Choosing Windows 7 or Modern automatically selects a corresponding visual theme for the menu, though you can change the theme. Next, select the image to use for the Start button. There are other settings you can tweak here, but let’s look at the menu itself first. Click the X to close the settings window (Figure A).
Click the Start button to view the Start10 menu you chose. The Windows 7 or Modern style layouts display your most-recently accessed apps on the left. Click the entry for All Programs to see all your folders and shortcuts. These layouts also show key Windows features and locations on the right, such as Documents, Pictures, Music, Control Panel, Settings, and Devices and Printers. Simply click on the folder, shortcut, location or setting you wish to access (Figure B).
As you start using different applications, the left menu will become populated with the ones you open most frequently. You can also pin specific shortcuts to the menu. To do this, right-click on the app you want to pin and select Pin to Start menu (Start 10). That shortcut then appears on the menu (Figure C).
Notice that the menu includes a search field at the bottom as well as a Shut Down menu with additional options to Switch User, Sign Out, Lock, Restart and Sleep (Figure D). Right-click on the Start button to access other commands, including ones for Run, File Explorer and Shut Down.
To further customize the Start10 menu, right-click on the Start button and select Configure Start10. Under the Style section, click on Appearance. Here, you can control the display of the icons in the menu, the appearance of the programs list, and the texture and transparency of the menu’s background (Figure E).

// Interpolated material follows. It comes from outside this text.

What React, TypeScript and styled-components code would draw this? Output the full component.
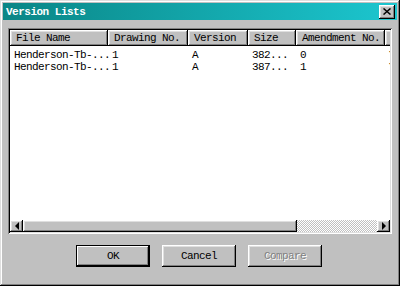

Next, click the section for Configure to set the size, style and location of the menu items (Figure F).
Click the section for Control. Here, you can determine when the Start10 menu appears and when the regular Windows 10 Start menu appears. For example, you may want to set it so that clicking the Start button displays the Start10 menu but pressing the Windows key on your keyboard displays the Windows 10 Start menu (Figure G).